Food waste is a major issue that affects the environment, economy, and society as a whole. According to the Food and Agriculture Organization (FAO), about one-third of all food produced globally is lost or wasted each year. This amounts to approximately 1.3 billion tons of food, which is a significant amount considering the number of people around the world who go hungry each day.


In Malaysia , the picture below shows that we throw away 17,000 tans of food every day.





Given the severity of the problem, some people have called for food waste to be listed as a crime. But is this the right approach to tackling the issue? Let's discuss further why Green Hero agrees to it.


1) Why food waste should be listed as a crime ?

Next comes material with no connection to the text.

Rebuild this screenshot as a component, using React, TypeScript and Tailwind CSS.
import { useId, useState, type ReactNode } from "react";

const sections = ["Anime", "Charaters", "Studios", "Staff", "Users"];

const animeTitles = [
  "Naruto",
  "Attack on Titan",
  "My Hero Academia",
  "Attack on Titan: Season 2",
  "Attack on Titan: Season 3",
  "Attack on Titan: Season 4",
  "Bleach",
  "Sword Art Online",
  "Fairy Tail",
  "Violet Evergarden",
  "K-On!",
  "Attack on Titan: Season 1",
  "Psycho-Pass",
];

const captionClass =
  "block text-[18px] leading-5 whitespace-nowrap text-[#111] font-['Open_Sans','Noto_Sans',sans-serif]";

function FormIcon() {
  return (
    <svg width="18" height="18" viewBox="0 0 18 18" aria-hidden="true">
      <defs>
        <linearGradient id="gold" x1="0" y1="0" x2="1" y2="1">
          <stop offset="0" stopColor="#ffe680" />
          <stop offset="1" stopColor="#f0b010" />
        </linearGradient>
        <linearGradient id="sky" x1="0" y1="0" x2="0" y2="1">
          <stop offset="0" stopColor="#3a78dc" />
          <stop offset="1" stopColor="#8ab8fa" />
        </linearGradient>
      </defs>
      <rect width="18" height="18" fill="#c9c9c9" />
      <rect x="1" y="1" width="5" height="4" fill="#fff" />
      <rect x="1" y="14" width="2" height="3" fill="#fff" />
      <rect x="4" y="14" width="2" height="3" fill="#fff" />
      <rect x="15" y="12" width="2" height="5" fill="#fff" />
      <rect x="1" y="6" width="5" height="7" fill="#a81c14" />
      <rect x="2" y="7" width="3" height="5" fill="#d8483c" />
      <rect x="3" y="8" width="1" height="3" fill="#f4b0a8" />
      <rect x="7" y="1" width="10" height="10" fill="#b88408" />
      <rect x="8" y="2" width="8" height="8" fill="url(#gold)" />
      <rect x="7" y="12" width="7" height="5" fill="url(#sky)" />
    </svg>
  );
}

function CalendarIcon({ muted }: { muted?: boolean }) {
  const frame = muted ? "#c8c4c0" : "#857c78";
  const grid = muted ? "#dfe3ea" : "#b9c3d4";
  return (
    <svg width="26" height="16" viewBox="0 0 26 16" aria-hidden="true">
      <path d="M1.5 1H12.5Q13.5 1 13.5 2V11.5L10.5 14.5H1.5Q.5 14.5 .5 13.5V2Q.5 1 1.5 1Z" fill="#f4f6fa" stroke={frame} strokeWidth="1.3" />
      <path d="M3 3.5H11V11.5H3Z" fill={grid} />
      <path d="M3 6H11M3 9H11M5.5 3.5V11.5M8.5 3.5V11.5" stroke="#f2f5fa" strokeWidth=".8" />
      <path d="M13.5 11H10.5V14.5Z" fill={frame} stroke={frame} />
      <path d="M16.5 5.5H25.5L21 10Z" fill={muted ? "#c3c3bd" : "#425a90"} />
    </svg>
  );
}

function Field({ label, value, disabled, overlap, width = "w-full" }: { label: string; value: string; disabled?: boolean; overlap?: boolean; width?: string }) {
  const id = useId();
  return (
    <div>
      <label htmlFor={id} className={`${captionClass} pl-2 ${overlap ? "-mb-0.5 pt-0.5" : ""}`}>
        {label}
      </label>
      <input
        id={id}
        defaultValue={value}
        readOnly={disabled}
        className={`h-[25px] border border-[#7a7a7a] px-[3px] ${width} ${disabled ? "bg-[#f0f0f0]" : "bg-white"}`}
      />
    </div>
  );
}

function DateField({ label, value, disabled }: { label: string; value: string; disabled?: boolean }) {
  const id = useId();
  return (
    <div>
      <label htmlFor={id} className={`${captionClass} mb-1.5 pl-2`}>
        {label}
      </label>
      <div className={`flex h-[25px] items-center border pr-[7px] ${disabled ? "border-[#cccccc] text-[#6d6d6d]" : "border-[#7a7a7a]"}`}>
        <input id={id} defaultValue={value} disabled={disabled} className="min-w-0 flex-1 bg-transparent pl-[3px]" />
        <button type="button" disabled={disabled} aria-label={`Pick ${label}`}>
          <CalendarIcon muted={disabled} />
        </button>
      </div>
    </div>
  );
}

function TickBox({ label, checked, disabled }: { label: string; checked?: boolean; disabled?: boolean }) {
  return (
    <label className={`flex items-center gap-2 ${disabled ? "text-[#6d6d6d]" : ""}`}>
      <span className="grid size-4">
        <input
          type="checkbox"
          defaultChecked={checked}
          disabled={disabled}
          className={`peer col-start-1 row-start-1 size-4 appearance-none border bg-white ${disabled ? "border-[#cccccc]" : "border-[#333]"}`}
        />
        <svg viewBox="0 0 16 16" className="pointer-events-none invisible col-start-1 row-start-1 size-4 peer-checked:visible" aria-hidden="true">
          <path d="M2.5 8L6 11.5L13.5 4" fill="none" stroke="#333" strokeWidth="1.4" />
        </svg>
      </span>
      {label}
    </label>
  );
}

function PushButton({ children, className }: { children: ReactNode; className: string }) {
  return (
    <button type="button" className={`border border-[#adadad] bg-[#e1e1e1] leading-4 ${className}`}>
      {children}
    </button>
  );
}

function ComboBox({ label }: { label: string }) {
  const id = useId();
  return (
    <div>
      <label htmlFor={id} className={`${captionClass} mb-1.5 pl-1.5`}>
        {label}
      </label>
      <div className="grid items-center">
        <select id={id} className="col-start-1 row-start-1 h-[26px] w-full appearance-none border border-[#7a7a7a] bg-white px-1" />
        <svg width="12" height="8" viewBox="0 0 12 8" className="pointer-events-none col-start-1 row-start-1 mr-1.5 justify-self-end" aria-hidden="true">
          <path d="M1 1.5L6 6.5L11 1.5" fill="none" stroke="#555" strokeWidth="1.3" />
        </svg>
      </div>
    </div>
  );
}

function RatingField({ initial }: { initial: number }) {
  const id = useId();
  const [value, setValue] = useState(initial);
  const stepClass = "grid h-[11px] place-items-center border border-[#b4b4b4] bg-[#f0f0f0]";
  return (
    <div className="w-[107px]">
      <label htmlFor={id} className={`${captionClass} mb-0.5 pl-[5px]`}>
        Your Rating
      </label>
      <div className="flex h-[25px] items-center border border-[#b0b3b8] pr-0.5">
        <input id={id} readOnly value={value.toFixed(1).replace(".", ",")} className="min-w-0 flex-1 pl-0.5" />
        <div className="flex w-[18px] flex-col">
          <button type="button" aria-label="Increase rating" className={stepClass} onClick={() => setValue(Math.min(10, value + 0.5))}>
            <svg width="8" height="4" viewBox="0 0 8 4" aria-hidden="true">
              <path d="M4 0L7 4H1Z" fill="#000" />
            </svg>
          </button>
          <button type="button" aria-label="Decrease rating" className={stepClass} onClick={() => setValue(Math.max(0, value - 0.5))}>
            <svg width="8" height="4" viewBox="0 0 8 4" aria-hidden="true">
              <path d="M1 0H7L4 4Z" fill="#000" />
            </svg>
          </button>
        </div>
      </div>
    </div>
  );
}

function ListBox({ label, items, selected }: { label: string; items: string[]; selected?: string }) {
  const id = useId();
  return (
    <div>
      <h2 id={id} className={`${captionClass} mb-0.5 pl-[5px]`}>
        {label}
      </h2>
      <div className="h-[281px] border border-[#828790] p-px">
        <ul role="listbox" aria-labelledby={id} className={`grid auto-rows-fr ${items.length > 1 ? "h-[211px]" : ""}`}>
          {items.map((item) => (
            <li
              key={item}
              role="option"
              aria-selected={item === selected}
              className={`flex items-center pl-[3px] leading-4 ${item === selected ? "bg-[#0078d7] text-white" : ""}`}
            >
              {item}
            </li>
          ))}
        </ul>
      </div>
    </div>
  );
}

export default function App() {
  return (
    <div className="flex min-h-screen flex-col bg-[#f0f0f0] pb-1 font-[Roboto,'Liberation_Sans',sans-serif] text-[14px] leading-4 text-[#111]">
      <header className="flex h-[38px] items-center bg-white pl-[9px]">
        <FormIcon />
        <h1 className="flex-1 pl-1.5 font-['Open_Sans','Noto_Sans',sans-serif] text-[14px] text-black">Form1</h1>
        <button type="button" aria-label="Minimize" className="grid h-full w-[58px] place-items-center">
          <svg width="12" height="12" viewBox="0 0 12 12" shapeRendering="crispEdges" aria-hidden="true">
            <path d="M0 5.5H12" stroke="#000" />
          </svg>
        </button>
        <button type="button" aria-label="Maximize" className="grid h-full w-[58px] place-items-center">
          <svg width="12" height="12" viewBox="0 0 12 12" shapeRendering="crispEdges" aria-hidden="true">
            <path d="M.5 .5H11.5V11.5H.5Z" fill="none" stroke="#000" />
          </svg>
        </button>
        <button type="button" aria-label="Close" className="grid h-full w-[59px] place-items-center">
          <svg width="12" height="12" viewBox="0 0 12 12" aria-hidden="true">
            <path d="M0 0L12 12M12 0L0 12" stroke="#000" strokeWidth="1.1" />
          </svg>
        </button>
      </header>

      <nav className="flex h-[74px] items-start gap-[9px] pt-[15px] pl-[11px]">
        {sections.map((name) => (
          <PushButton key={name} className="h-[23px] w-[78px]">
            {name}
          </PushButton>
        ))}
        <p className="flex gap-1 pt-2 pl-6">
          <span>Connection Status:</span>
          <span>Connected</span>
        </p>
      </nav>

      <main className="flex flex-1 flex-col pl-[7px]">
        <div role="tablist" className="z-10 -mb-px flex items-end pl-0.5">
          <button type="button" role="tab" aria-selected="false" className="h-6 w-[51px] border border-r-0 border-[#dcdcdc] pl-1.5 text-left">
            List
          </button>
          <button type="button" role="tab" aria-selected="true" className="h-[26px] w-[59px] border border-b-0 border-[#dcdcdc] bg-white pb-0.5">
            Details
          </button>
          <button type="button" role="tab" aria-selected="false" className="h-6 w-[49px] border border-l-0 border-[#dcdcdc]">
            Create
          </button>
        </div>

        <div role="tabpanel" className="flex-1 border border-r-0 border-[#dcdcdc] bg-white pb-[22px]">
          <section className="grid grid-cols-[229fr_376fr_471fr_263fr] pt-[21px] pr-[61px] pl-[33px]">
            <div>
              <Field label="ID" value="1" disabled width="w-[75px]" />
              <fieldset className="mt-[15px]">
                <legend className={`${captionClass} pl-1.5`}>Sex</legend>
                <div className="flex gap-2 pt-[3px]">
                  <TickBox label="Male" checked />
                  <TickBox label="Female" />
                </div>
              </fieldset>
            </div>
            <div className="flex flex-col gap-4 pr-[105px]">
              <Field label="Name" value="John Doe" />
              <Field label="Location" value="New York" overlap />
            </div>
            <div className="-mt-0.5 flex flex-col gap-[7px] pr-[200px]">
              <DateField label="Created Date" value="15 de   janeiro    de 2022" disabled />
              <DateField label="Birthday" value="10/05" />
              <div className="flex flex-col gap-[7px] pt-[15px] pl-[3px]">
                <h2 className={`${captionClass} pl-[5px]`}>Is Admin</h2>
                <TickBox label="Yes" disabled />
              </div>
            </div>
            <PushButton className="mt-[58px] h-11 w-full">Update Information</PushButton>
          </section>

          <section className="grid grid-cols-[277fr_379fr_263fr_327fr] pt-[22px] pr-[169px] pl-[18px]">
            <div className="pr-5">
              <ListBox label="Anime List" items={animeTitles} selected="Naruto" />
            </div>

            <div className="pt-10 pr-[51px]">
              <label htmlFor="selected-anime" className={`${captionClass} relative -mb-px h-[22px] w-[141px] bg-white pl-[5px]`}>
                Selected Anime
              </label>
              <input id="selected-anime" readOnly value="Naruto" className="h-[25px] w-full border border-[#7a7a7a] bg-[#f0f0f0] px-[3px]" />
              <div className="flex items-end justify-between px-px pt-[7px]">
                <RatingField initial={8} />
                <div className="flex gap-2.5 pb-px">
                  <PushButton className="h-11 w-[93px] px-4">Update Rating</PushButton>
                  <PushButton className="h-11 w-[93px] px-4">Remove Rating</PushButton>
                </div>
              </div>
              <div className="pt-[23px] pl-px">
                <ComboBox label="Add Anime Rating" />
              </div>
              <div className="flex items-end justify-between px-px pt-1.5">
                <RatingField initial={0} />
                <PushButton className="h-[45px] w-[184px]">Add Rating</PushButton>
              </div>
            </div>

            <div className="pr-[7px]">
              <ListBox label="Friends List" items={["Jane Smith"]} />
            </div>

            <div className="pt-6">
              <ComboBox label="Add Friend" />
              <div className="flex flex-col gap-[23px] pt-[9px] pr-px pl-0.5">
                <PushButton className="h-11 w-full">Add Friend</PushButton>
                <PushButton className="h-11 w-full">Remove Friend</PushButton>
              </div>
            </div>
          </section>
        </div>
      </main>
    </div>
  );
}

One of the main arguments for listing food waste as a crime is that it would increase awareness of the problem and encourage people to take action. If people knew that wasting food was a criminal offense such as getting fine or able to get jail terms or both , they may be more likely to take steps to reduce their food waste, such as planning meals more carefully, storing food properly, channel their edible food surplus to those in need and composting food scraps.


France and Italy have done so by making food waste a crime in their own country.






Another argument to list food waste as a crime is that it would send a strong message to businesses that they need to do more to reduce food waste. Food waste is a major issue in the hospitality industry, where large quantities of food are often prepared but not consumed. By making food waste a crime, businesses would be incentivized to take measures to reduce waste and ensure that edible food is being donated to those in need.






2) Why food waste shouldn't be a crime?


While the idea of listing food waste as a crime may seem appealing, there are several arguments against this approach. One of the main concerns is that it could lead to an increase in food fraud, as businesses try to avoid being charged with wasting food. They may be more likely to sell food that is past its expiration date or has been contaminated, which could have serious health consequences for consumers.


Another concern is that listing food waste as a crime could lead to an increase in food prices. If businesses are required to pay fines or face criminal charges for wasting food, they may pass these costs onto consumers by including it in the menu as part of a hidden cost. This could make it more difficult for low-income families to access healthy food, exacerbating food insecurity.


Finally, some people argue that listing food waste as a crime is not the most effective way to tackle the issue. Instead, they we should focus on education. Education is the key to educating people about the importance of reducing food waste and providing them with the tools and resources they need to do so. This could include initiatives such as community composting programs, food recovery networks, and public awareness campaigns on food rescue organizations such as Green Hero. This may seem like a long plan that will require a lot of effort. There's a saying that says,

" Rome wasn't built in a day".


In conclusion, Green Hero believe the idea of listing food waste as a crime may seem like a good way to address the issue, but it is important to consider the potential unintended consequences of this approach. While we need to take action to reduce food waste, criminalizing it may not be the best solution. Instead, we should focus on educating people about the importance of reducing food waste and providing them with the resources they need to do so. By working together, we can reduce food waste and ensure that everyone has access to healthy, nutritious food.